For a while, the mixture worked brilliantly. Xiaomi’s smartphones—sold online, launched in limited batches, hyped through social media rather than advertising—became a phenomenon. By 2014, the company briefly held the number-one spot in China, the world’s largest smartphone market. Lei Jun became a celebrity, the “Steve Jobs of China,” a comparison he detested but couldn’t quite escape.

Yet underneath the excitement lay fragility. Xiaomi’s model depended on the intoxicating speed of the internet era: fast launches, fast sales, fast growth. Competitors copied the software. Others improved the hardware. The online-only strategy that made Xiaomi an overnight force quickly turned into a constraint. By 2016, the company’s market share collapsed. It fell from first to fifth place in just two years. Analysts began calling it a “unicorpse,” a unicorn company presumed dead on arrival. No modern technology firm, especially in hardware, had ever recovered from a fall that steep.

It was during this period, in the small hours of a winter night in 2016, that Lei Jun had the meeting that changed everything. The model was cracking, he admitted. What had once been Xiaomi’s magic was now its weakness. Competitors had crowded the low end of the market; online sales alone could no longer support the ambitions of a company that wanted to make premium devices; the brand identity—clever, scrappy, internet-native—was starting to look dated. Yet the most dangerous problem was internal: Xiaomi had become too comfortable with what had worked before.

What followed was one of the most radical strategy resets in modern consumer technology. Lei Jun did something many founders can’t bring themselves to do. He dismantled the very formula that made him successful.
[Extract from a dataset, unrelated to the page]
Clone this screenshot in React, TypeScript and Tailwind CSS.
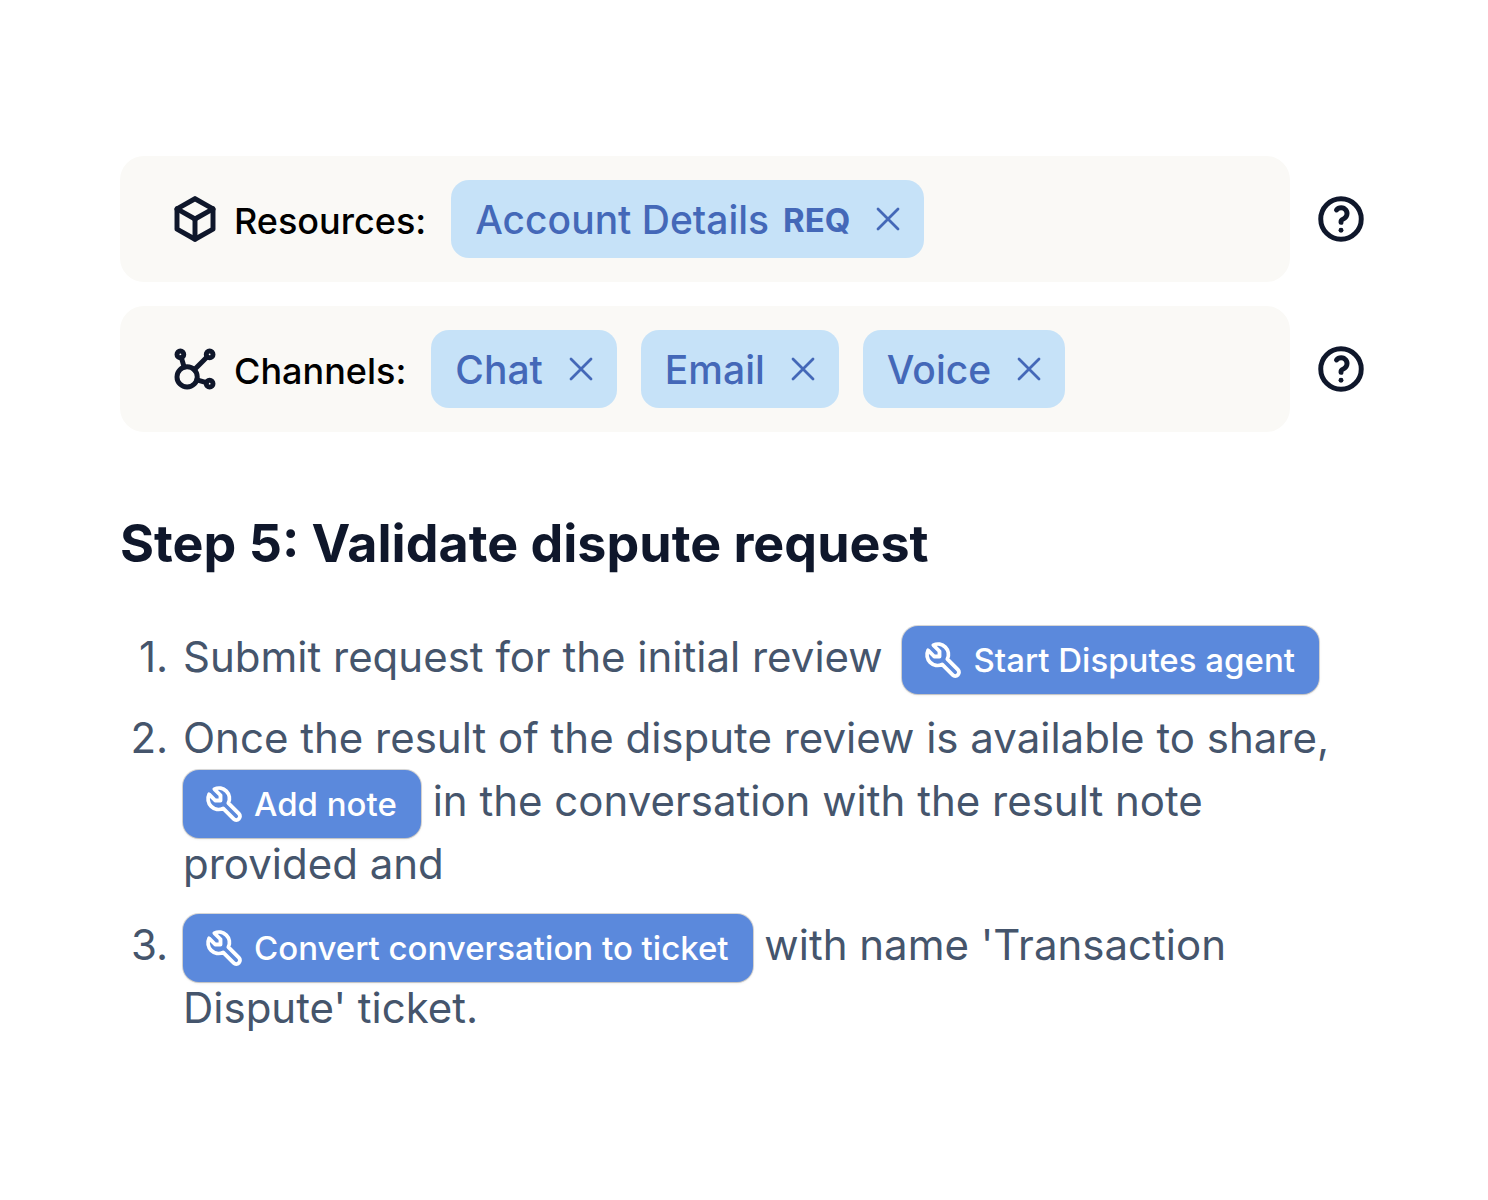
import type { ReactNode } from "react";
import { TbAffiliate, TbBox, TbHelp, TbTool } from "react-icons/tb";

interface ChipProps {
  label: string;
  required?: boolean;
}

interface SettingRowProps {
  icon: ReactNode;
  label: string;
  children: ReactNode;
}

const channels = ["Chat", "Email", "Voice"];

function CloseIcon() {
  return (
    <svg className="size-6" viewBox="0 0 24 24" fill="none" stroke="currentColor" strokeWidth="2.8" strokeLinecap="round">
      <path d="M2 2l20 20M22 2L2 22" />
    </svg>
  );
}

function Chip({ label, required }: ChipProps) {
  return (
    <div className="flex h-[78px] items-center rounded-[18px] bg-[#c6e2f8] px-6 text-[39px] font-medium text-[#4468b8]">
      <span className="pt-0.5">{label}</span>
      {required && <span className="ml-3.5 pt-1 text-[33px] font-bold">REQ</span>}
      <button type="button" aria-label={`Remove ${label}`} className="ml-[26px]">
        <CloseIcon />
      </button>
    </div>
  );
}

function SettingRow({ icon, label, children }: SettingRowProps) {
  return (
    <div className="flex items-center gap-6">
      <div className="flex flex-1 items-center gap-[25px] rounded-3xl bg-[#faf9f6] py-6 pr-6 pl-12">
        <div className="flex items-center gap-3">
          <span className="text-[54px] text-slate-900">{icon}</span>
          <span className="pt-1 text-[36px] font-medium text-black">{label}:</span>
        </div>
        {children}
      </div>
      <button type="button" aria-label={`Help for ${label}`} className="text-[54px] text-slate-900">
        <TbHelp strokeWidth="2.2" />
      </button>
    </div>
  );
}

function ActionButton({ children }: { children: ReactNode }) {
  return (
    <button
      type="button"
      className="-mt-[13px] -mb-[11px] inline-flex h-[68px] items-center gap-[9px] rounded-2xl bg-[#5b89dc] pr-6 pl-5 align-middle text-[33px] leading-10 font-medium text-white shadow-sm ring-1 ring-black/15"
    >
      <TbTool className="size-[42px]" strokeWidth="2.2" />
      {children}
    </button>
  );
}

export default function App() {
  return (
    <main className="min-h-screen bg-white px-[120px] py-[156px] font-['Inter',sans-serif]">
      <section className="flex flex-col gap-6">
        <SettingRow icon={<TbBox strokeWidth="2.2" />} label="Resources">
          <Chip label="Account Details" required />
        </SettingRow>
        <SettingRow icon={<TbAffiliate strokeWidth="2.2" />} label="Channels">
          <div className="flex gap-6">
            {channels.map((channel) => (
              <Chip key={channel} label={channel} />
            ))}
          </div>
        </SettingRow>
      </section>

      <h1 className="mt-20 text-[52px] leading-[64px] font-bold text-slate-900">Step 5: Validate dispute request</h1>

      <ol className="mt-[49px] flex list-decimal flex-col gap-[18px] pl-15 text-[42px] leading-[63px] text-slate-600 marker:normal-nums">
        <li className="pl-[3px]">
          <span className="mr-2">Submit request for the initial review</span>{" "}
          <ActionButton>Start Disputes agent</ActionButton>
        </li>
        <li className="pl-[3px]">
          Once the result of the dispute review is available to share, <ActionButton>Add note</ActionButton> in the
          conversation with the result note provided and
        </li>
        <li className="pl-[3px]">
          <ActionButton>Convert conversation to ticket</ActionButton> with name 'Transaction Dispute' ticket.
        </li>
      </ol>
    </main>
  );
}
The online-only model was abandoned in favour of physical retail—thousands of stores across China and, increasingly, overseas. Instead of a narrow focus on smartphones, he expanded into a vast ecosystem of interconnected hardware: smart home devices, wearables, scooters, televisions, air purifiers, robot vacuums. Xiaomi incubated or partnered with more than 200 companies, creating a hardware constellation so broad and so fast-moving that almost no competitor outside China could replicate it. Each product deepened customer loyalty and strengthened the brand’s reach in everyday life.

Lei Jun also made a rare branding move: he split Xiaomi’s identity into two—Redmi, the high-volume, value-driven sub-brand; and Xiaomi, a more premium line positioning itself closer to Samsung or Apple. It was a psychological reset as much as a commercial one. Xiaomi was no longer just “cheap and cheerful”; it was sophisticated, ambitious, willing to compete at the top of the market.

And then came the most audacious decision of all.

While analysts were still questioning whether Xiaomi would survive its turnaround, Lei Jun announced that the company would build a car. Not license software. Not partner with an automaker. Build a full electric vehicle from the ground up, at a cost of billions, with a five-year timeline that many experts called impossible. China’s EV market was already crowded; Tesla held the global imagination; BYD was rising with unstoppable force. Xiaomi had never built a car, never built a factory of this scale, never employed automotive engineers—until it began hiring them by the hundreds.

Yet Lei Jun understood something that critics didn’t: Xiaomi was not entering the car market to sell cars. It was entering the most important computing platform of the next decade. The company framed the SU7—the first Xiaomi electric vehicle—not as hardware but as a node in a vast software and service ecosystem. The car became the ultimate expression of Xiaomi’s strategy: a flagship device that unified everything the company had built over 30 years, from smartphones to home appliances to cloud services.

On launch day in 2024, the SU7 generated 50,000 orders in 27 minutes. By the end of the first day, the entire production run for the year had sold out. Lines formed outside Xiaomi stores not just for the car but for the experience of seeing it. A technology company once written off as a fading smartphone brand had reinvented itself as a fully-fledged mobility and AI business.

The irony is that Xiaomi’s improbable rise wasn’t luck; it was readiness. As Lei Jun likes to say, “A lucky break only matters if you’ve already done the work.”

What makes the story fascinating is not simply the comeback but the mindset behind it. Lei Jun’s reinvention was not a pivot but a re-wiring: a willingness to question his own legacy, to shift from an internet mindset to a manufacturing mindset, from selling devices to building an ecosystem, from being a follower to embracing innovation on an industrial scale. The Xiaomi of 2010 could never have built a car. The Xiaomi of 2024 could not afford not to.

In the end, the SU7 is not the conclusion of the story but a prelude. As Xiaomi positions itself as a company where phones, homes, and now vehicles all speak the same design and data language, the boundaries between industries are dissolving. Lei Jun’s true achievement is not that he built a car. It’s that he built a company capable of transforming itself—twice—and may well do so again.

Reinvention, in Xiaomi’s case, is not an emergency manoeuvre. It is the operating system.